Both claims note that the Washington State Patrol’s investigation of the wreck is pending completion. Campbell’s attorneys said in a statement that they’re looking forward to the agency’s determinations, but had the intersection been better designed, the collision wouldn’t have occurred.
“We have no doubt that the Washington State Patrol is doing their best to investigate it as accurately and swiftly as possible,” the attorneys’ statement reads. “In the meantime, Javan’s mother, Lisa Campbell has to not only suffer the loss of her beloved child but has to suffer the added anguish of delay in learning the facts of Javan’s cause of death, whether he suffered, and whether he asked for his mother before he died.”
Cara Mitchell, a WSDOT communications manager, said she couldn’t comment on an open tort claim. She said the government agency shares the family’s grief over the loss of a loved one. Maria Lee, a spokesperson for the city of Tacoma, said the city is reviewing a copy of the claim and is working to determine its next steps.

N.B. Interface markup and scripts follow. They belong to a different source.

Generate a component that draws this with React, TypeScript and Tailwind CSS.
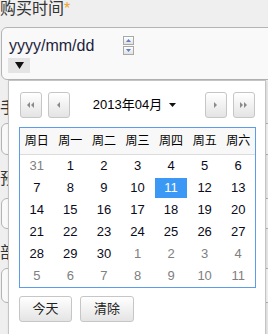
import React from "react";

const font = "font-['Liberation_Sans','Noto_Sans_CJK_SC',sans-serif]";

type Day = { n: number; other?: boolean; active?: boolean };

const weeks: Day[][] = [
  [{ n: 31, other: true }, { n: 1 }, { n: 2 }, { n: 3 }, { n: 4 }, { n: 5 }, { n: 6 }],
  [{ n: 7 }, { n: 8 }, { n: 9 }, { n: 10 }, { n: 11, active: true }, { n: 12 }, { n: 13 }],
  [{ n: 14 }, { n: 15 }, { n: 16 }, { n: 17 }, { n: 18 }, { n: 19 }, { n: 20 }],
  [{ n: 21 }, { n: 22 }, { n: 23 }, { n: 24 }, { n: 25 }, { n: 26 }, { n: 27 }],
  [
    { n: 28 },
    { n: 29 },
    { n: 30 },
    { n: 1, other: true },
    { n: 2, other: true },
    { n: 3, other: true },
    { n: 4, other: true },
  ],
  [5, 6, 7, 8, 9, 10, 11].map((n) => ({ n, other: true })),
];

const weekdays = ["周日", "周一", "周二", "周三", "周四", "周五", "周六"];

const NavButton = ({ dir, double }: { dir: "left" | "right"; double?: boolean }) => {
  const tri = (x: number) =>
    dir === "left"
      ? `M${x + 3} 0 L${x} 3 L${x + 3} 6 Z`
      : `M${x} 0 L${x + 3} 3 L${x} 6 Z`;
  return (
    <button className="w-[22px] h-[26px] flex items-center justify-center rounded-[3px] border border-[#c6c6c6] bg-gradient-to-b from-white to-[#e4e4e4]">
      <svg width={double ? 8 : 4} height="6" viewBox={double ? "0 0 8 6" : "0 0 4 6"}>
        <path d={tri(0)} fill="#8a8a8a" />
        {double && <path d={tri(4)} fill="#8a8a8a" />}
      </svg>
    </button>
  );
};

// fields that sit under the open date picker; only their left edge shows
const SideField = ({ label, mt, h, lmt }: { label: string; mt: string; h: string; lmt: string }) => (
  <>
    <div className={`${lmt} w-[8px] overflow-hidden whitespace-nowrap h-[18px] leading-[18px] text-[16px] text-[#333]`}>
      {label}
    </div>
    <div className={`${mt} ${h} ml-[1px] w-[290px] rounded-[6px] border border-[#b4b4b4] bg-[#f9f9f9]`} />
  </>
);

export default function App() {
  return (
    <div className={`relative w-[268px] h-[334px] overflow-hidden bg-[#efefef] ${font}`}>
      <div className="h-[18px] leading-[18px] text-[16px] text-[#333]">
        购买时间<span className="text-[#eea429]">*</span>
      </div>

      <div className="mt-[9px] ml-[1px] w-[290px] rounded-[6px] border border-[#b4b4b4] bg-[#f9f9f9] pt-[7px] pb-[6px] pl-[7px]">
        <div className="flex items-center h-[21px]">
          <span className="w-[114px] text-[16px] leading-[21px] text-[#1e1e3c]">yyyy/mm/dd</span>
          <div className="flex flex-col gap-[1px]">
            <span className="w-[11px] h-[9px] flex items-center justify-center border border-[#a8a8a8] bg-gradient-to-b from-white to-[#e2e2e2]">
              <svg width="5" height="3" viewBox="0 0 5 3">
                <path d="M0 3 L2.5 0 L5 3 Z" fill="#5b7fc4" />
              </svg>
            </span>
            <span className="w-[11px] h-[9px] flex items-center justify-center border border-[#a8a8a8] bg-gradient-to-b from-white to-[#e2e2e2]">
              <svg width="5" height="3" viewBox="0 0 5 3">
                <path d="M0 0 L2.5 3 L5 0 Z" fill="#5b7fc4" />
              </svg>
            </span>
          </div>
        </div>
        <div className="mt-[2px] -ml-[1px] w-[22px] h-[15px] flex items-center justify-center bg-[#e4e4e4]">
          <svg width="9" height="7" viewBox="0 0 9 7">
            <path d="M0 0 L9 0 L4.5 7 Z" fill="#111" />
          </svg>
        </div>
      </div>

      <SideField label="手机号码" lmt="mt-[19px]" mt="mt-[6px]" h="h-[32px]" />
      <SideField label="预计到达" lmt="mt-[15px]" mt="mt-[10px]" h="h-[31px]" />
      <SideField label="部门" lmt="mt-[15px]" mt="mt-[6px]" h="h-[35px]" />

      <div className="absolute left-[8px] top-[80px] w-[258px] h-[270px] border border-[#c4c4c4] bg-white shadow-[1px_1px_3px_rgba(0,0,0,0.12)]">
        <div className="flex items-center justify-between pt-[11px] pl-[11px] pr-[10px]">
          <div className="flex gap-[6px]">
            <NavButton dir="left" double />
            <NavButton dir="left" />
          </div>
          <div className="flex-1 flex items-center justify-center pr-[6px] text-[13px] text-black">
            2013年04月
            <svg className="ml-[7px]" width="7" height="4" viewBox="0 0 7 4">
              <path d="M0 0 L7 0 L3.5 4 Z" fill="#111" />
            </svg>
          </div>
          <div className="flex gap-[6px]">
            <NavButton dir="right" />
            <NavButton dir="right" double />
          </div>
        </div>

        <div className="mt-[9px] ml-[10px] w-[237px] border border-[#5c9ce8]">
          <div className="grid grid-cols-7 h-[27px] items-center bg-[#f8f8f8] border-b border-[#dcdcdc]">
            {weekdays.map((w) => (
              <span key={w} className="text-center text-[12px] text-black">
                {w}
              </span>
            ))}
          </div>
          {weeks.map((week, i) => (
            <div key={i} className="grid grid-cols-7 h-[22px]">
              {week.map((d, j) => (
                <div key={j} className="flex p-[1px]">
                  <span
                    className={`flex-1 flex items-center justify-center text-[13px] ${
                      d.active
                        ? "bg-[#3b98f5] text-white"
                        : d.other
                        ? "text-[#808080]"
                        : "text-[#0a0a20]"
                    }`}
                  >
                    {d.n}
                  </span>
                </div>
              ))}
            </div>
          ))}
        </div>

        <div className="mt-[8px] ml-[10px] flex gap-[8px]">
          <button className="w-[53px] h-[26px] rounded-[3px] border border-[#c6c6c6] bg-gradient-to-b from-white to-[#e4e4e4] text-[13px] text-[#222]">
            今天
          </button>
          <button className="w-[54px] h-[26px] rounded-[3px] border border-[#c6c6c6] bg-gradient-to-b from-white to-[#e4e4e4] text-[13px] text-[#222]">
            清除
          </button>
        </div>
      </div>
    </div>
  );
}
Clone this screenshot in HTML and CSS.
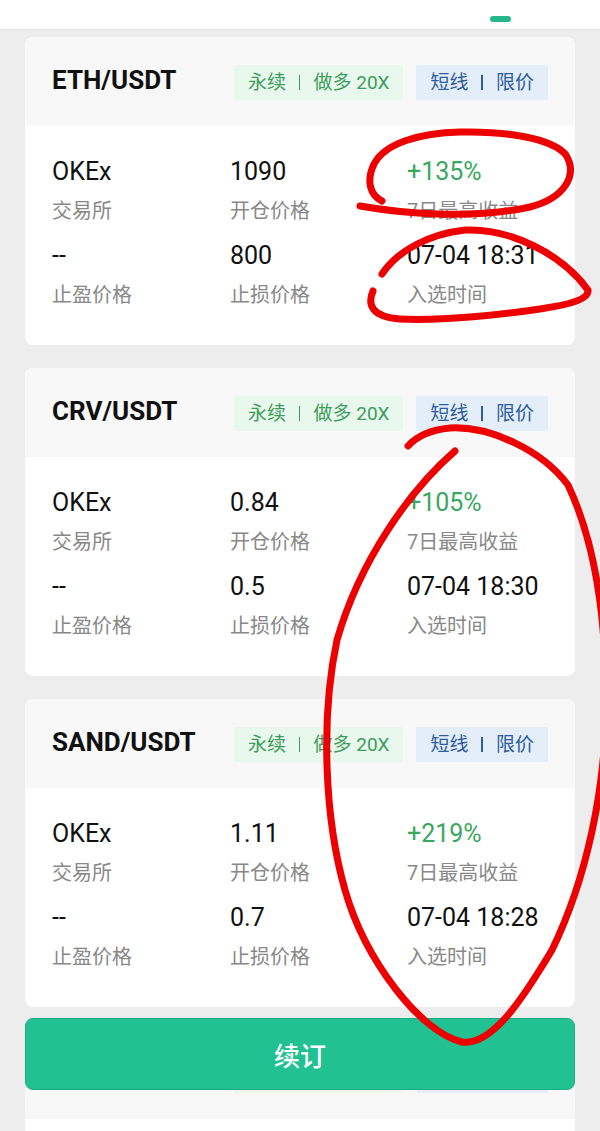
FILE: index.html
```html
<!DOCTYPE html>
<html lang="zh-CN">
<head>
  <meta charset="UTF-8" />
  <meta name="viewport" content="width=device-width, initial-scale=1.0"/>
  <title>策略订阅</title>
  <link rel="stylesheet" href="styles.css">
</head>
<body>
  <div class="topbar">
    <div class="tabs">
      <span class="tab active">精选策略</span>
      <span class="tab">我的订阅</span>
    </div>
    <div class="indicator"></div>
  </div>

  <div class="list">
    <div class="card">
      <div class="card-head">
        <span class="pair">ETH/USDT</span>
        <div class="tags">
          <span class="tag tag-green">永续<i class="sep"></i>做多 20X</span>
          <span class="tag tag-blue">短线<i class="sep"></i>限价</span>
        </div>
      </div>
      <div class="card-body">
        <div class="cell"><div class="val">OKEx</div><div class="lbl">交易所</div></div>
        <div class="cell"><div class="val">1090</div><div class="lbl">开仓价格</div></div>
        <div class="cell"><div class="val up">+135%</div><div class="lbl">7日最高收益</div></div>
        <div class="cell"><div class="val">--</div><div class="lbl">止盈价格</div></div>
        <div class="cell"><div class="val">800</div><div class="lbl">止损价格</div></div>
        <div class="cell"><div class="val">07-04 18:31</div><div class="lbl">入选时间</div></div>
      </div>
    </div>

    <div class="card">
      <div class="card-head">
        <span class="pair">CRV/USDT</span>
        <div class="tags">
          <span class="tag tag-green">永续<i class="sep"></i>做多 20X</span>
          <span class="tag tag-blue">短线<i class="sep"></i>限价</span>
        </div>
      </div>
      <div class="card-body">
        <div class="cell"><div class="val">OKEx</div><div class="lbl">交易所</div></div>
        <div class="cell"><div class="val">0.84</div><div class="lbl">开仓价格</div></div>
        <div class="cell"><div class="val up">+105%</div><div class="lbl">7日最高收益</div></div>
        <div class="cell"><div class="val">--</div><div class="lbl">止盈价格</div></div>
        <div class="cell"><div class="val">0.5</div><div class="lbl">止损价格</div></div>
        <div class="cell"><div class="val">07-04 18:30</div><div class="lbl">入选时间</div></div>
      </div>
    </div>

    <div class="card">
      <div class="card-head">
        <span class="pair">SAND/USDT</span>
        <div class="tags">
          <span class="tag tag-green">永续<i class="sep"></i>做多 20X</span>
          <span class="tag tag-blue">短线<i class="sep"></i>限价</span>
        </div>
      </div>
      <div class="card-body">
        <div class="cell"><div class="val">OKEx</div><div class="lbl">交易所</div></div>
        <div class="cell"><div class="val">1.11</div><div class="lbl">开仓价格</div></div>
        <div class="cell"><div class="val up">+219%</div><div class="lbl">7日最高收益</div></div>
        <div class="cell"><div class="val">--</div><div class="lbl">止盈价格</div></div>
        <div class="cell"><div class="val">0.7</div><div class="lbl">止损价格</div></div>
        <div class="cell"><div class="val">07-04 18:28</div><div class="lbl">入选时间</div></div>
      </div>
    </div>

    <!-- next card sits under the fixed button -->
    <div class="card">
      <div class="card-head">
        <span class="pair"></span>
        <div class="tags">
          <span class="tag tag-green tag-blank"></span>
          <span class="tag tag-blue tag-blank"></span>
        </div>
      </div>
      <div class="card-body card-body-empty"></div>
    </div>
  </div>

  <button class="renew">续订</button>

  <!-- hand-drawn marks on the screenshot -->
  <svg class="marks" width="600" height="1131" viewBox="0 0 600 1131">
    <path d="M360 206 C400 213, 470 220, 530 207 C565 198, 578 175, 566 155 C552 138, 505 131, 460 132 C420 133, 385 143, 374 164 C366 181, 370 195, 382 201"/>
    <path d="M382 274 C398 250, 430 234, 465 230 C510 228, 562 254, 588 290 C589 298, 575 304, 540 309 C500 315, 440 321, 400 319 C372 317, 367 305, 373 291"/>
    <path d="M455 451 C410 490, 360 560, 337 640 C320 720, 325 820, 345 890 C365 960, 420 1032, 462 1042 C492 1046, 522 1000, 552 950 C586 880, 606 790, 606 700 C606 610, 594 540, 568 485 C542 450, 490 426, 450 428 C430 430, 416 437, 408 446"/>
  </svg>
</body>
</html>
```

FILE: styles.css
```css
body {
  margin: 0;
  background-color: #ededed;
  font-family: Roboto, "Noto Sans CJK SC", sans-serif;
  color: #111;
}

.topbar {
  height: 29px;
  background-color: #ffffff;
  border-bottom: 1px solid #e0e0e0;
  overflow: hidden;
}

.tabs {
  display: flex;
  gap: 115px;
  margin-top: -23px;
  padding-left: 64px;
  height: 24px;
  font-size: 22px;
  line-height: 24px;
  color: #666;
}

.tab.active {
  color: #222;
}

.indicator {
  width: 21px;
  height: 6px;
  margin: 15px 0 0 490px;
  border-radius: 3px;
  background-color: #25b98a;
}

.list {
  display: flex;
  flex-direction: column;
  gap: 23px;
  padding: 7px 25px 0;
}

.card {
  background-color: #ffffff;
  border-radius: 8px;
  overflow: hidden;
}

.card-head {
  height: 89px;
  padding: 0 27px;
  background-color: #f8f8f8;
  display: flex;
  align-items: center;
  justify-content: space-between;
}

.pair {
  font-size: 26px;
  font-weight: 700;
  margin-top: -3px;
}

.tags {
  display: flex;
  gap: 13px;
  margin-top: 2px;
}

.tag {
  height: 35px;
  line-height: 35px;
  padding: 0 14px;
  font-size: 19px;
  border-radius: 2px;
}

.tag-green {
  background-color: #e9f8ed;
  color: #3d9c5c;
}

.tag-blue {
  background-color: #e3eef9;
  color: #2e5c9c;
}

.tag-blank.tag-green {
  width: 143px;
}

.tag-blank.tag-blue {
  width: 103px;
}

.sep {
  display: inline-block;
  width: 1.5px;
  height: 15px;
  margin: 0 13px;
  background-color: currentColor;
  vertical-align: -1px;
}

.card-body {
  display: grid;
  grid-template-columns: 178px 177px 1fr;
  row-gap: 13px;
  padding: 30px 27px 34px;
}

.card-body-empty {
  height: 200px;
}

.val {
  font-size: 25px;
  line-height: 32px;
}

.val.up {
  color: #3aa760;
}

.lbl {
  margin-top: 7px;
  font-size: 20px;
  line-height: 32px;
  color: #888;
}

.renew {
  position: fixed;
  left: 25px;
  right: 25px;
  bottom: 41px;
  height: 72px;
  border: 1px solid #1fab80;
  border-radius: 8px;
  background-color: #22c192;
  color: #ffffff;
  font-family: Roboto, "Noto Sans CJK SC", sans-serif;
  font-size: 26px;
  font-weight: 500;
}

.marks {
  position: absolute;
  top: 0;
  left: 0;
  z-index: 10;
  pointer-events: none;
  fill: none;
  stroke: #ec0000;
  stroke-width: 7;
  stroke-linecap: round;
  stroke-linejoin: round;
}
```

“Our deepest condolences go out to the families of the individuals who died on State Route 509,” Lee said in an emailed statement.
Initial reports from the State Patrol found the cause of the collision was failure to stop for a red light, and speed was a factor, but it’s unclear who was at fault. Detectives have said impairment from drugs or alcohol is not thought to have been a factor.
The wreck was the deadliest Washington has seen in 22 years, according to data from the Washington Traffic Safety Commission. Attorneys said residents familiar with the intersection are aware of its dangers and have called for changes, but drivers not as familiar with it are often unaware of the risks.
A new interchange is planned to eventually replace the Alexander Avenue and State Route 509 intersection as part of the Department of Transportation’s $367 million 167 Completion Project. It will create a 2-mile-long tolled expressway connecting the Port of Tacoma with State Route 167. Construction began in July last year, and the improvements — which include three new interchanges — are expected to be complete by fall 2026.